And the science in Starship Troopers is WAY more realistic than anything found in Trek.
How? Mobile suits powered by.. something. Interstellar ships driven by.. something. The good ol' Americans.. er.. Terrans vs. the monstrous, intractable bugs in a jingoistic romp across the galaxy.
BTW, I *love* Starship Troopers. And I hope to God I didn't just kill my own point...

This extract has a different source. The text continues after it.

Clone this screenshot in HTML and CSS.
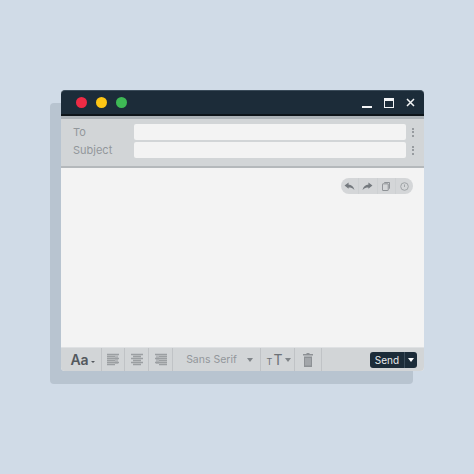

As fantastic as some of that stuff is, it's still way more realistic than Trek. There's no wormholes teleporting you across the galaxy (made by aliens who exist at all points in time simultaneously and occasionaly spit out time manipulating artifacts for the benefit of the nearby primitive races), no talking time portals, no teleporting machines splitting one dude into a good dude and an evil dude (and then putting him back together again), no giant energy barriers that surround galaxies and occasionally turn people who try to fly through them into psionic demi-gods, no indepently developing Roman Empires on alien worlds, no big god hands grabbing starships, no all-powerful energy beings capable of disabling starships with their minds, no aliens making anyone re-enact the shootout at the OK Corral, no aliens feeding off "hate", no time travelling by flying really fast around suns, etc etc.
Yes, Trek had episodes that were science fiction and employed a lot of great sci-fi writers. But Trek also has just about every element required to label something space opera, namely:
1. Large military conflict in space
2. Outlandish science
3. Western or naval fiction influence
What makes something Space Opera, according to the dictionary, is the element of melodrama--plot and gimmicks at the expense of characterization. One thing Trek does not lack is characterization.[/quote]
Well, according to dictionary.com it's any melodrama/soap opera set in outer space. That's definitely Trek.
http://dictionary.reference.com/browse/space opera
According to Wikipedia, it's science fiction that grows out of naval and western fiction. That article also lists Star Trek as one of its examples of the genre, along with Star Wars.
http://en.wikipedia.org/wiki/Space_opera#Definitions_by_contrast
As for outlandish science, it's three centuries in the future. It's not outlandish science. What's important is that it be *consistent* science, and it generally is--certainly way the hell more consistent than TNG and especially VOY.
Again, Trek science is way more outlandish than stuff will be 300 years from now, or 3000 for that matter. We might someday gain the ability to turn a person into energy and beam him around, but that will never split you into Jeckyl and Hyde, and then rejoin you again 45 minutes later.
Im also pretty confident in my belief that there are no talking time portals to be found, no matter how hard we look.
TOS transporters were basically magic. In TNG, the Holodecks were. In DS9 the Prophets were literally a deus ex machina on occasion, and a nice juicy source of SCIENCE!
In short, I find nothing particularly consistent or realistic about Trek science. It's there to serve the story and provide plot hooks, nothing more.
If a writer has a cool plot idea about Kirk being split into a good and evil side, he doesn't care how silly it is that the transporter would do that, he waves his magic writing wand and makes it happen, because we get to learn something about Kirk (but mostly because it's cool).